Material
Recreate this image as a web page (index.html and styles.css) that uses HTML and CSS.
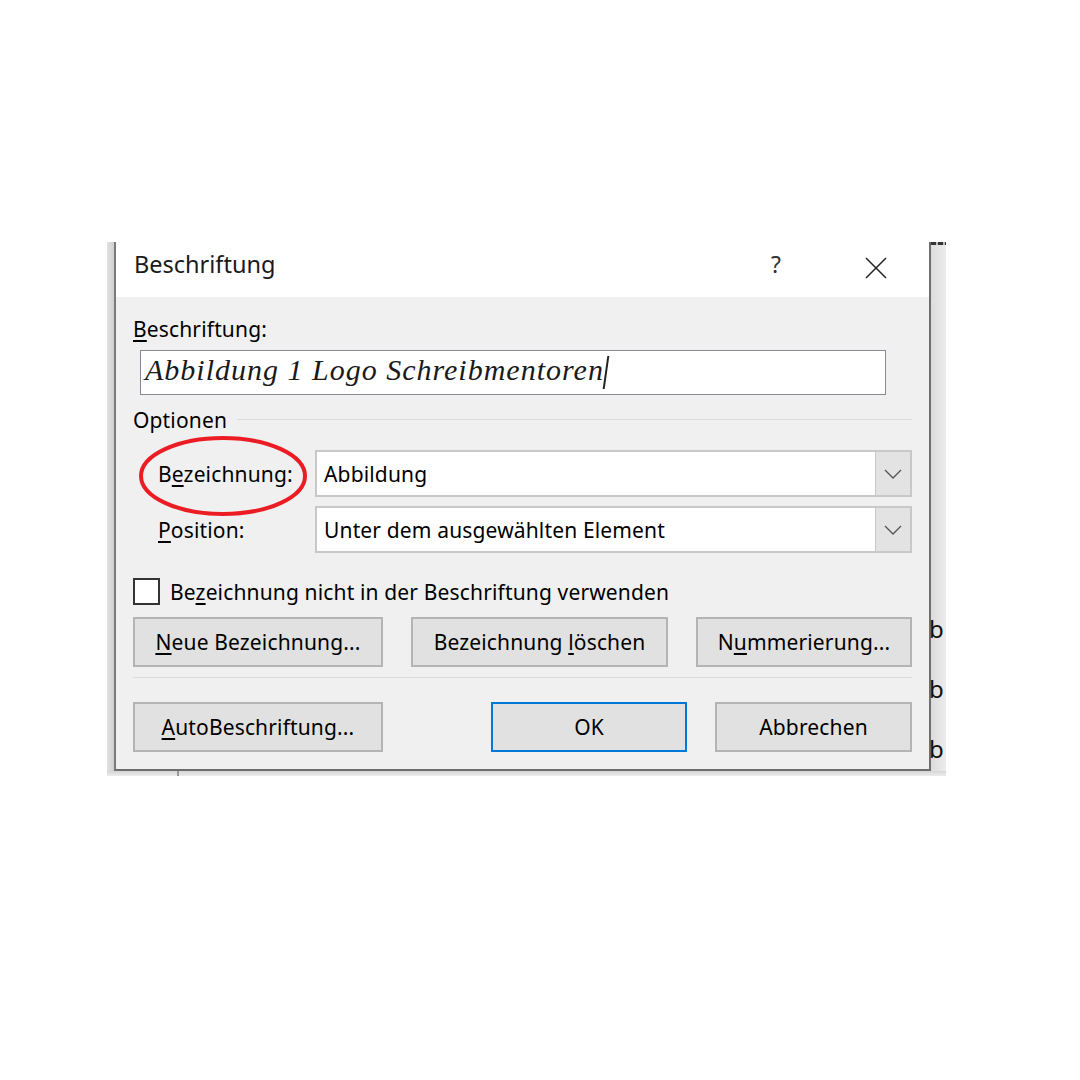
FILE: index.html
```html
<!DOCTYPE html>
<html lang="de">
<head>
<meta charset="utf-8">
<title>Beschriftung</title>
<link rel="stylesheet" href="styles.css">
</head>
<body>
<div class="shot">
  <div class="main">
    <div class="lstrip"></div>
    <div class="dialog">
      <div class="titlebar">
        <span class="title">Beschriftung</span>
        <span class="help">?</span>
        <svg class="close" width="22" height="22" viewBox="0 0 22 22"><path d="M1 1 L21 21 M21 1 L1 21" stroke="#222" stroke-width="1.5" fill="none"/></svg>
      </div>
      <div class="body">
        <div class="lbl"><u>B</u>eschriftung:</div>
        <div class="input"><span class="captext">Abbildung 1 Logo Schreibmentoren</span><span class="caret"></span></div>
        <div class="group"><span>Optionen</span><span class="gline"></span></div>
        <div class="row">
          <span class="rlbl">B<u>e</u>zeichnung:</span>
          <div class="combo"><span class="cval">Abbildung</span><span class="drop"><svg width="18" height="10" viewBox="0 0 18 10"><path d="M1 1 L9 9 L17 1" stroke="#555" stroke-width="1.3" fill="none"/></svg></span></div>
          <svg class="mark" width="170" height="84" viewBox="0 0 170 84"><ellipse cx="85" cy="42" rx="82" ry="38" stroke="#ec1c24" stroke-width="4" fill="none"/></svg>
        </div>
        <div class="row row2">
          <span class="rlbl"><u>P</u>osition:</span>
          <div class="combo"><span class="cval">Unter dem ausgewählten Element</span><span class="drop"><svg width="18" height="10" viewBox="0 0 18 10"><path d="M1 1 L9 9 L17 1" stroke="#555" stroke-width="1.3" fill="none"/></svg></span></div>
        </div>
        <div class="check"><span class="box"></span><span>Be<u>z</u>eichnung nicht in der Beschriftung verwenden</span></div>
        <div class="btnrow">
          <span class="btn w250"><span><u>N</u>eue Bezeichnung...</span></span>
          <span class="btn w257"><span>Bezeichnung <u>l</u>öschen</span></span>
          <span class="btn w216"><span>N<u>u</u>mmerierung...</span></span>
        </div>
        <div class="sep"></div>
        <div class="btnrow2">
          <span class="btn w250"><span><u>A</u>utoBeschriftung...</span></span>
          <span class="btn ok"><span>OK</span></span>
          <span class="btn w197"><span>Abbrechen</span></span>
        </div>
      </div>
    </div>
    <div class="rstrip">
      <span class="dash"></span>
      <span class="bb b1">b</span>
      <span class="bb">b</span>
      <span class="bb">b</span>
    </div>
  </div>
  <div class="bstrip"><span class="tick"></span></div>
</div>
</body>
</html>
```

FILE: styles.css
```css
html, body {
  margin: 0;
  padding: 0;
  background: #ffffff;
}
body {
  width: 1080px;
  height: 1080px;
  font-family: "Noto Sans", "Open Sans", sans-serif;
  color: #000;
}
.shot {
  padding-top: 242px;
  padding-left: 107px;
  width: 839px;
}
.main {
  display: flex;
  height: 529px;
}
.lstrip {
  width: 7px;
  background: linear-gradient(to right, #e2e2e2, #cfcfcf);
}
.dialog {
  width: 813px;
  border-left: 2px solid #7a7a7a;
  border-right: 2px solid #6e6e6e;
  border-bottom: 2px solid #6e6e6e;
  background: #f0f0f0;
  display: flex;
  flex-direction: column;
}
.rstrip {
  width: 15px;
  background: linear-gradient(to right, #dcdcdc, #ececec);
  display: flex;
  flex-direction: column;
}
.dash {
  height: 3px;
  width: 15px;
  background: repeating-linear-gradient(to right, #333 0 5px, #bbb 5px 7px);
}
.bb {
  font-family: "Noto Sans", sans-serif;
  font-size: 24px;
  line-height: 24px;
  height: 24px;
  margin-left: -2px;
  color: #111;
}
.b1 { margin-top: 372px; }
.bb + .bb { margin-top: 36px; }
.bstrip {
  height: 5px;
  background: linear-gradient(to bottom, #d6d6d6, #ececec);
  width: 839px;
  display: flex;
}
.tick {
  width: 2px;
  height: 5px;
  margin-left: 70px;
  background: #9a9a9a;
}
.titlebar {
  height: 55px;
  background: #ffffff;
  display: flex;
  align-items: center;
  padding-left: 18px;
}
.title {
  font-size: 23.5px;
  color: #1a1a1a;
  flex: 1;
  margin-top: -11px;
}
.help {
  font-size: 23px;
  color: #333;
  margin-right: 84px;
  margin-top: -12px;
}
.close {
  margin-right: 42px;
  margin-top: -4px;
}
.body {
  padding: 19px 17px 17px 17px;
  display: flex;
  flex-direction: column;
  font-size: 21px;
  letter-spacing: 0.15px;
}
.lbl {
  height: 26px;
  line-height: 26px;
}
u {
  text-decoration: underline;
  text-decoration-thickness: 1.5px;
  text-underline-offset: 3px;
}
.input {
  margin-top: 8px;
  margin-left: 7px;
  width: 739px;
  height: 43px;
  border: 1px solid #868a92;
  background: #fff;
  display: flex;
  align-items: center;
  padding-left: 5px;
  box-sizing: content-box;
}
.captext {
  font-family: "Liberation Serif", "Times New Roman", serif;
  font-style: italic;
  font-size: 30px;
  color: #1a1a1a;
  letter-spacing: 1px;
  margin-left: -1px;
  margin-top: -5px;
}
.caret {
  width: 1.5px;
  height: 33px;
  background: #222;
  margin-left: 1px;
  transform: skewX(-8deg);
}
.group {
  margin-top: 12px;
  height: 26px;
  display: flex;
  align-items: center;
}
.gline {
  flex: 1;
  height: 1px;
  background: #dcdcdc;
  margin-left: 10px;
  margin-top: -2px;
}
.row {
  margin-top: 17px;
  height: 47px;
  display: flex;
  align-items: center;
  position: relative;
}
.row2 { margin-top: 9px; }
.rlbl {
  width: 157px;
  padding-left: 25px;
}
.combo {
  flex: 1;
  height: 43px;
  border: 2px solid #c8c8c8;
  background: #fff;
  display: flex;
  align-items: center;
}
.cval {
  flex: 1;
  padding-left: 7px;
}
.drop {
  width: 34px;
  height: 43px;
  background: #e3e3e3;
  border-left: 1px solid #c8c8c8;
  display: flex;
  align-items: center;
  justify-content: center;
}
.mark {
  position: absolute;
  left: 5px;
  top: -16px;
}
.check {
  margin-top: 25px;
  height: 27px;
  display: flex;
  align-items: center;
}
.box {
  width: 23px;
  height: 23px;
  border: 2px solid #333;
  background: #fff;
  margin-right: 10px;
}
.btnrow {
  margin-top: 12px;
  display: flex;
  justify-content: space-between;
}
.btnrow2 {
  margin-top: 24px;
  display: flex;
}
.btn {
  height: 46px;
  border: 2px solid #b4b4b4;
  background: #e1e1e1;
  display: flex;
  align-items: center;
  justify-content: center;
  box-sizing: content-box;
}
.w250 { width: 246px; }
.w257 { width: 253px; }
.w216 { width: 212px; }
.w197 { width: 193px; }
.ok {
  width: 192px;
  border-color: #0078d7;
  margin-left: auto;
  margin-right: 28px;
}
.sep {
  margin-top: 10px;
  height: 1px;
  background: #dcdcdc;
}
```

Problem to solve
Leave out the pictures and retype every line above exactly.

Exercise response
Recreate this image as a web page (index.html and styles.css) that uses HTML and CSS.
FILE: index.html
```html
<!DOCTYPE html>
<html lang="de">
<head>
<meta charset="utf-8">
<title>Beschriftung</title>
<link rel="stylesheet" href="styles.css">
</head>
<body>
<div class="shot">
  <div class="main">
    <div class="lstrip"></div>
    <div class="dialog">
      <div class="titlebar">
        <span class="title">Beschriftung</span>
        <span class="help">?</span>
        <svg class="close" width="22" height="22" viewBox="0 0 22 22"><path d="M1 1 L21 21 M21 1 L1 21" stroke="#222" stroke-width="1.5" fill="none"/></svg>
      </div>
      <div class="body">
        <div class="lbl"><u>B</u>eschriftung:</div>
        <div class="input"><span class="captext">Abbildung 1 Logo Schreibmentoren</span><span class="caret"></span></div>
        <div class="group"><span>Optionen</span><span class="gline"></span></div>
        <div class="row">
          <span class="rlbl">B<u>e</u>zeichnung:</span>
          <div class="combo"><span class="cval">Abbildung</span><span class="drop"><svg width="18" height="10" viewBox="0 0 18 10"><path d="M1 1 L9 9 L17 1" stroke="#555" stroke-width="1.3" fill="none"/></svg></span></div>
          <svg class="mark" width="170" height="84" viewBox="0 0 170 84"><ellipse cx="85" cy="42" rx="82" ry="38" stroke="#ec1c24" stroke-width="4" fill="none"/></svg>
        </div>
        <div class="row row2">
          <span class="rlbl"><u>P</u>osition:</span>
          <div class="combo"><span class="cval">Unter dem ausgewählten Element</span><span class="drop"><svg width="18" height="10" viewBox="0 0 18 10"><path d="M1 1 L9 9 L17 1" stroke="#555" stroke-width="1.3" fill="none"/></svg></span></div>
        </div>
        <div class="check"><span class="box"></span><span>Be<u>z</u>eichnung nicht in der Beschriftung verwenden</span></div>
        <div class="btnrow">
          <span class="btn w250"><span><u>N</u>eue Bezeichnung...</span></span>
          <span class="btn w257"><span>Bezeichnung <u>l</u>öschen</span></span>
          <span class="btn w216"><span>N<u>u</u>mmerierung...</span></span>
        </div>
        <div class="sep"></div>
        <div class="btnrow2">
          <span class="btn w250"><span><u>A</u>utoBeschriftung...</span></span>
          <span class="btn ok"><span>OK</span></span>
          <span class="btn w197"><span>Abbrechen</span></span>
        </div>
      </div>
    </div>
    <div class="rstrip">
      <span class="dash"></span>
      <span class="bb b1">b</span>
      <span class="bb">b</span>
      <span class="bb">b</span>
    </div>
  </div>
  <div class="bstrip"><span class="tick"></span></div>
</div>
</body>
</html>
```

FILE: styles.css
```css
html, body {
  margin: 0;
  padding: 0;
  background: #ffffff;
}
body {
  width: 1080px;
  height: 1080px;
  font-family: "Noto Sans", "Open Sans", sans-serif;
  color: #000;
}
.shot {
  padding-top: 242px;
  padding-left: 107px;
  width: 839px;
}
.main {
  display: flex;
  height: 529px;
}
.lstrip {
  width: 7px;
  background: linear-gradient(to right, #e2e2e2, #cfcfcf);
}
.dialog {
  width: 813px;
  border-left: 2px solid #7a7a7a;
  border-right: 2px solid #6e6e6e;
  border-bottom: 2px solid #6e6e6e;
  background: #f0f0f0;
  display: flex;
  flex-direction: column;
}
.rstrip {
  width: 15px;
  background: linear-gradient(to right, #dcdcdc, #ececec);
  display: flex;
  flex-direction: column;
}
.dash {
  height: 3px;
  width: 15px;
  background: repeating-linear-gradient(to right, #333 0 5px, #bbb 5px 7px);
}
.bb {
  font-family: "Noto Sans", sans-serif;
  font-size: 24px;
  line-height: 24px;
  height: 24px;
  margin-left: -2px;
  color: #111;
}
.b1 { margin-top: 372px; }
.bb + .bb { margin-top: 36px; }
.bstrip {
  height: 5px;
  background: linear-gradient(to bottom, #d6d6d6, #ececec);
  width: 839px;
  display: flex;
}
.tick {
  width: 2px;
  height: 5px;
  margin-left: 70px;
  background: #9a9a9a;
}
.titlebar {
  height: 55px;
  background: #ffffff;
  display: flex;
  align-items: center;
  padding-left: 18px;
}
.title {
  font-size: 23.5px;
  color: #1a1a1a;
  flex: 1;
  margin-top: -11px;
}
.help {
  font-size: 23px;
  color: #333;
  margin-right: 84px;
  margin-top: -12px;
}
.close {
  margin-right: 42px;
  margin-top: -4px;
}
.body {
  padding: 19px 17px 17px 17px;
  display: flex;
  flex-direction: column;
  font-size: 21px;
  letter-spacing: 0.15px;
}
.lbl {
  height: 26px;
  line-height: 26px;
}
u {
  text-decoration: underline;
  text-decoration-thickness: 1.5px;
  text-underline-offset: 3px;
}
.input {
  margin-top: 8px;
  margin-left: 7px;
  width: 739px;
  height: 43px;
  border: 1px solid #868a92;
  background: #fff;
  display: flex;
  align-items: center;
  padding-left: 5px;
  box-sizing: content-box;
}
.captext {
  font-family: "Liberation Serif", "Times New Roman", serif;
  font-style: italic;
  font-size: 30px;
  color: #1a1a1a;
  letter-spacing: 1px;
  margin-left: -1px;
  margin-top: -5px;
}
.caret {
  width: 1.5px;
  height: 33px;
  background: #222;
  margin-left: 1px;
  transform: skewX(-8deg);
}
.group {
  margin-top: 12px;
  height: 26px;
  display: flex;
  align-items: center;
}
.gline {
  flex: 1;
  height: 1px;
  background: #dcdcdc;
  margin-left: 10px;
  margin-top: -2px;
}
.row {
  margin-top: 17px;
  height: 47px;
  display: flex;
  align-items: center;
  position: relative;
}
.row2 { margin-top: 9px; }
.rlbl {
  width: 157px;
  padding-left: 25px;
}
.combo {
  flex: 1;
  height: 43px;
  border: 2px solid #c8c8c8;
  background: #fff;
  display: flex;
  align-items: center;
}
.cval {
  flex: 1;
  padding-left: 7px;
}
.drop {
  width: 34px;
  height: 43px;
  background: #e3e3e3;
  border-left: 1px solid #c8c8c8;
  display: flex;
  align-items: center;
  justify-content: center;
}
.mark {
  position: absolute;
  left: 5px;
  top: -16px;
}
.check {
  margin-top: 25px;
  height: 27px;
  display: flex;
  align-items: center;
}
.box {
  width: 23px;
  height: 23px;
  border: 2px solid #333;
  background: #fff;
  margin-right: 10px;
}
.btnrow {
  margin-top: 12px;
  display: flex;
  justify-content: space-between;
}
.btnrow2 {
  margin-top: 24px;
  display: flex;
}
.btn {
  height: 46px;
  border: 2px solid #b4b4b4;
  background: #e1e1e1;
  display: flex;
  align-items: center;
  justify-content: center;
  box-sizing: content-box;
}
.w250 { width: 246px; }
.w257 { width: 253px; }
.w216 { width: 212px; }
.w197 { width: 193px; }
.ok {
  width: 192px;
  border-color: #0078d7;
  margin-left: auto;
  margin-right: 28px;
}
.sep {
  margin-top: 10px;
  height: 1px;
  background: #dcdcdc;
}
```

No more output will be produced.